L’indemnité de remboursement anticipé est établie par Dexia Crédit Local en tenant compte des conditions prévalant sur les marchés financiers, 10 jours ouvrés avant la date du remboursement anticipé. Par jour ouvré, il faut entendre un jour où le système Trans-European Automated Real-time Gross settlement Express Transfer (TARGET) est ouvert.
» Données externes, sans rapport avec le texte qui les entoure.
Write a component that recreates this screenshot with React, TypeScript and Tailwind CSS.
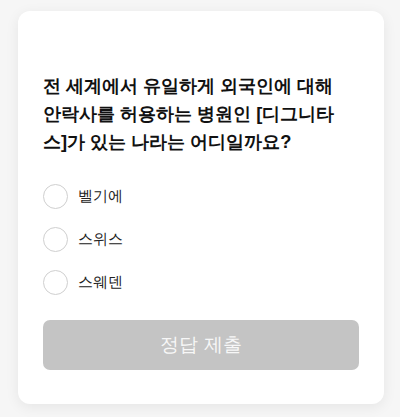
const options = ['벨기에', '스위스', '스웨덴'];

export default function App() {
  return (
    <div className="min-h-[417px] bg-[#f6f6f6] pt-[11px] pl-[18px] font-[family-name:sans-serif]">
      <div className="w-[366px] h-[393px] bg-white rounded-[12px] shadow-[0_3px_14px_rgba(0,0,0,0.07)] px-[25px] pt-[61px]">
        <h2 className="pr-[8px] text-[18.3px] leading-[28px] font-bold text-[#111]">
          전 세계에서 유일하게 외국인에 대해 안락사를 허용하는 병원인 [디그니타스]가 있는 나라는 어디일까요?
        </h2>

        <div className="mt-[28px] flex flex-col gap-[18px]">
          {options.map((opt) => (
            <label key={opt} className="flex items-center gap-[10px] h-[25px]">
              <span className="w-[25px] h-[25px] rounded-full border-[1.5px] border-[#cfcfcf] bg-white" />
              <span className="text-[15px] text-[#222]">{opt}</span>
            </label>
          ))}
        </div>

        <button className="mt-[25px] w-full h-[50px] rounded-[7px] bg-[#c4c4c4] text-[19px] text-[#f7f7f7]">
          정답 제출
        </button>
      </div>
    </div>
  );
}
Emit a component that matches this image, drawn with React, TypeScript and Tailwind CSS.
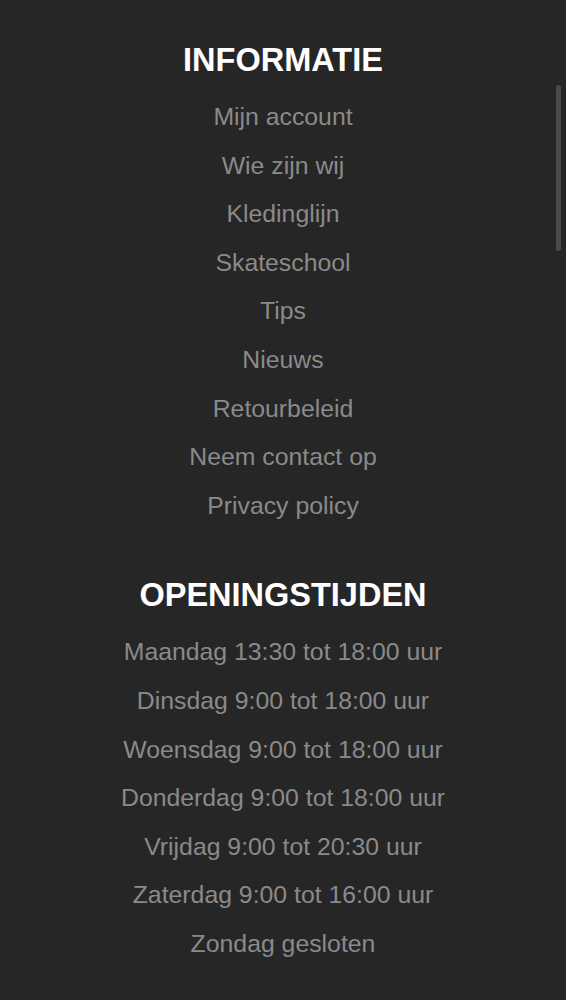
import React from 'react';

const links = [
  'Mijn account',
  'Wie zijn wij',
  'Kledinglijn',
  'Skateschool',
  'Tips',
  'Nieuws',
  'Retourbeleid',
  'Neem contact op',
  'Privacy policy',
];

const hours = [
  'Maandag 13:30 tot 18:00 uur',
  'Dinsdag 9:00 tot 18:00 uur',
  'Woensdag 9:00 tot 18:00 uur',
  'Donderdag 9:00 tot 18:00 uur',
  'Vrijdag 9:00 tot 20:30 uur',
  'Zaterdag 9:00 tot 16:00 uur',
  'Zondag gesloten',
];

const FooterBlock = ({ title, items, isLink }: { title: string; items: string[]; isLink?: boolean }) => (
  <div className="flex flex-col items-center">
    <h2 className="text-[32.5px] leading-[40px] font-bold uppercase text-white">{title}</h2>
    <ul className="mt-[13px] flex flex-col items-center">
      {items.map((item) => (
        <li key={item} className="text-[24.8px] leading-[48.6px] text-[#8a8a8a]">
          {isLink ? <a href="#" className="hover:text-white">{item}</a> : item}
        </li>
      ))}
    </ul>
  </div>
);

export default function App() {
  return (
    <footer
      className="relative w-full h-[1000px] overflow-hidden bg-[#262626] pt-[40px]"
      style={{ fontFamily: '"Liberation Sans", Arial, sans-serif' }}
    >
      <div className="flex flex-col gap-[45px]">
        <FooterBlock title="Informatie" items={links} isLink />
        <FooterBlock title="Openingstijden" items={hours} />
      </div>
      <div className="absolute right-[5px] top-[85px] h-[166px] w-[5px] rounded-full bg-[#4a4a4a]" />
    </footer>
  );
}
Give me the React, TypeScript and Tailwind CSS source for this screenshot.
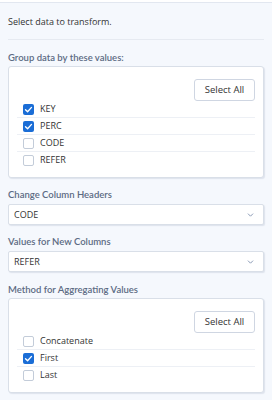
import { useState } from "react";

const groupOptions = ["KEY", "PERC", "CODE", "REFER"];
const methodOptions = ["Concatenate", "First", "Last"];

function Checkbox({ checked }: { checked: boolean }) {
  return checked ? (
    <span className="flex h-[11px] w-[11px] items-center justify-center rounded-[2px] bg-[#1a6dd6]">
      <svg viewBox="0 0 12 12" className="h-[9px] w-[9px]" fill="none">
        <path d="M2 6.2 L4.8 9 L10 3.2" stroke="white" strokeWidth="1.8" strokeLinecap="round" strokeLinejoin="round" />
      </svg>
    </span>
  ) : (
    <span className="block h-[11px] w-[11px] rounded-[2px] border border-[#c3ccd9] bg-white" />
  );
}

function CheckList({ options, initial }: { options: string[]; initial: string[] }) {
  const [sel, setSel] = useState<string[]>(initial);
  const toggle = (o: string) =>
    setSel((s) => (s.includes(o) ? s.filter((x) => x !== o) : [...s, o]));

  return (
    <div className="rounded-[3px] border border-[#d9dfe8] bg-white pt-[12px] pb-[9px] shadow-[1px_1px_1px_rgba(180,190,210,0.35)]">
      <div className="flex justify-end pr-[8px]">
        <button
          className="h-[22px] w-[61px] rounded-[3px] border border-[#cfd6e2] bg-white text-[9.5px] text-[#333]"
          onClick={() => setSel(options)}
        >
          Select All
        </button>
      </div>
      <div className="mx-[8px] divide-y divide-[#edf0f5]">
        {options.map((o) => (
          <div key={o} className="cursor-pointer" onClick={() => toggle(o)}>
            <div className="flex h-[16px] items-center gap-[6px] pl-[6px] text-[9px] text-[#333]">
              <Checkbox checked={sel.includes(o)} />
              <span>{o}</span>
            </div>
          </div>
        ))}
      </div>
    </div>
  );
}

function Dropdown({ value }: { value: string }) {
  return (
    <div className="flex h-[21px] items-center justify-between rounded-[2px] border border-[#d9dfe8] bg-white pl-[5px] pr-[9px] text-[9px] text-[#333] shadow-[1px_1px_1px_rgba(180,190,210,0.35)]">
      <span>{value}</span>
      <svg viewBox="0 0 8 5" className="h-[4px] w-[7px]" fill="none">
        <path d="M0.8 0.8 L4 4 L7.2 0.8" stroke="#8797b3" strokeWidth="1.2" />
      </svg>
    </div>
  );
}

function Label({ children }: { children: string }) {
  return (
    <div className="h-[16px] font-['Lato',sans-serif] text-[9.5px] font-semibold leading-[16px] text-[#5c6b83]">
      {children}
    </div>
  );
}

export default function App() {
  return (
    <div
      className="h-[400px] w-[272px] overflow-hidden bg-white"
      style={{ fontFamily: '"Open Sans", "Noto Sans", sans-serif' }}
    >
      <div className="mt-[2px] h-[398px] border-t border-[#e2e7f0] bg-[#f5f8fd] px-[8px]">
        <div className="border-b border-[#e6eaf1] pt-[11px] pb-[9px]">
          <div className="h-[16px] text-[9px] leading-[16px] text-[#333]">
            Select data to transform.
          </div>
        </div>

        <div className="mt-[10px]">
          <Label>Group data by these values:</Label>
          <CheckList options={groupOptions} initial={["KEY", "PERC"]} />
        </div>

        <div className="mt-[9px]">
          <Label>Change Column Headers</Label>
          <div className="mt-[1px]">
            <Dropdown value="CODE" />
          </div>
        </div>

        <div className="mt-[9px]">
          <Label>Values for New Columns</Label>
          <div className="mt-[1px]">
            <Dropdown value="REFER" />
          </div>
        </div>

        <div className="mt-[10px]">
          <Label>Method for Aggregating Values</Label>
          <CheckList options={methodOptions} initial={["First"]} />
        </div>
      </div>
    </div>
  );
}
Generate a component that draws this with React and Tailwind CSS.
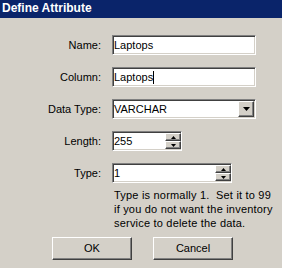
import React from 'react';

// Classic sunken field border
const sunken =
  'border border-t-[#808080] border-l-[#808080] border-b-white border-r-white shadow-[inset_1px_1px_0_#404040,inset_-1px_-1px_0_#d4d0c8]';
// Classic raised button border
const raised =
  'border border-t-white border-l-white border-b-[#404040] border-r-[#404040] shadow-[inset_-1px_-1px_0_#808080]';

const Label = ({ children }) => (
  <div className="h-[20px] flex items-center justify-end text-black">{children}</div>
);

const TextBox = ({ value, width, caret, children }) => (
  <div className={`${sunken} ${width} h-[20px] bg-white flex items-center pl-[1px]`}>
    <span className="flex-1 flex items-center">
      {value}
      {caret && <span className="w-[1px] h-[13px] bg-black" />}
    </span>
    {children}
  </div>
);

const Spinner = () => (
  <div className="flex flex-col h-[16px] w-[16px]">
    <div className={`${raised} flex-1 bg-[#d4d0c8] flex items-center justify-center`}>
      <svg width="5" height="3" viewBox="0 0 5 3">
        <path d="M2.5 0 L5 3 L0 3 Z" fill="#000" />
      </svg>
    </div>
    <div className={`${raised} flex-1 bg-[#d4d0c8] flex items-center justify-center`}>
      <svg width="5" height="3" viewBox="0 0 5 3">
        <path d="M0 0 L5 0 L2.5 3 Z" fill="#000" />
      </svg>
    </div>
  </div>
);

const App = () => {
  return (
    <div className="w-[282px] h-[268px] bg-[#d4d0c8] font-['Liberation_Sans',Arial,sans-serif] text-[11px] leading-none overflow-hidden">
      {/* Title bar */}
      <div className="h-[18px] bg-[#0a246a] text-white font-bold text-[12px] pl-[2px] leading-[17px]">
        Define Attribute
      </div>

      {/* Fields */}
      <div className="pt-[17px] grid grid-cols-[101px_auto] gap-x-[11px] gap-y-[12px] items-center">
        <Label>Name:</Label>
        <TextBox value="Laptops" width="w-[144px]" />

        <Label>Column:</Label>
        <TextBox value="Laptops" width="w-[144px]" caret />

        <Label>Data Type:</Label>
        <div className={`${sunken} w-[144px] h-[20px] bg-white flex items-center pl-[1px] pr-[1px]`}>
          <span className="flex-1">VARCHAR</span>
          <div className={`${raised} w-[16px] h-[16px] bg-[#d4d0c8] flex items-center justify-center`}>
            <svg width="7" height="4" viewBox="0 0 7 4">
              <path d="M0 0 L7 0 L3.5 4 Z" fill="#000" />
            </svg>
          </div>
        </div>

        <Label>Length:</Label>
        <TextBox value="255" width="w-[70px]">
          <Spinner />
        </TextBox>

        <Label>Type:</Label>
        <TextBox value="1" width="w-[120px]">
          <Spinner />
        </TextBox>
      </div>

      {/* Help text */}
      <div className="pl-[114px] mt-[5px] leading-[14px] tracking-[0.2px] text-black whitespace-pre">
        {'Type is normally 1.  Set it to 99'}
        <br />
        {'if you do not want the inventory'}
        <br />
        {'service to delete the data.'}
      </div>

      {/* Buttons */}
      <div className="flex gap-[21px] pl-[52px] mt-[7px]">
        <button className={`${raised} w-[80px] h-[23px] bg-[#d4d0c8] text-black`}>OK</button>
        <button className={`${raised} w-[80px] h-[23px] bg-[#d4d0c8] text-black`}>Cancel</button>
      </div>
    </div>
  );
};

export default App;
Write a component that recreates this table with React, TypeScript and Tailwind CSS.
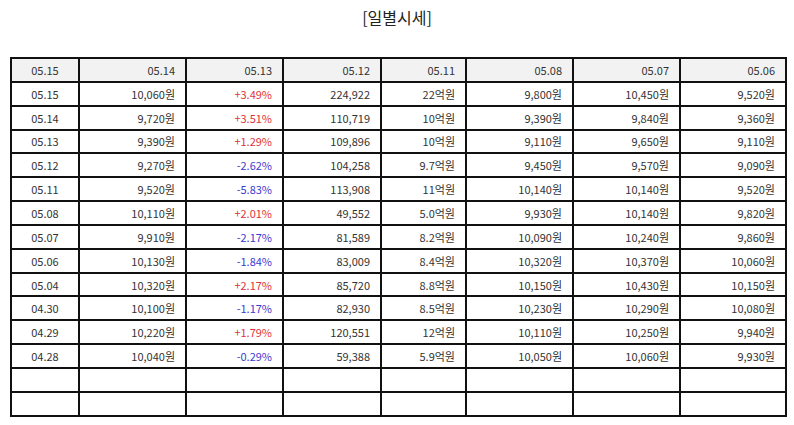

Si la date ainsi déterminée ne correspond pas à un jour où les banques sont ouvertes à [Localité 5], la date retenue sera le jour précédent où celles-ci sont ouvertes à [Localité 5] (ci-après le « Jour de Fixation »).

Le Jour de Fixation, Dexia Crédit Local demande préalablement à deux établissements de référence sur ces marchés de calculer le montant de l’indemnité à régler par la partie débitrice à l’occasion du remboursement anticipé du prêt.

L’indemnité de remboursement anticipé retenue est la moyenne arithmétique de ces deux indemnités.

– article 9.2: Le montant de l’indemnité de remboursement anticipé ainsi retenu est communiqué à l’emprunteur le Jour de Fixation avant 11h00. Ce même jour, l’emprunteur fait part de sa décision par écrit à Dexia Crédit Local avant 11h30.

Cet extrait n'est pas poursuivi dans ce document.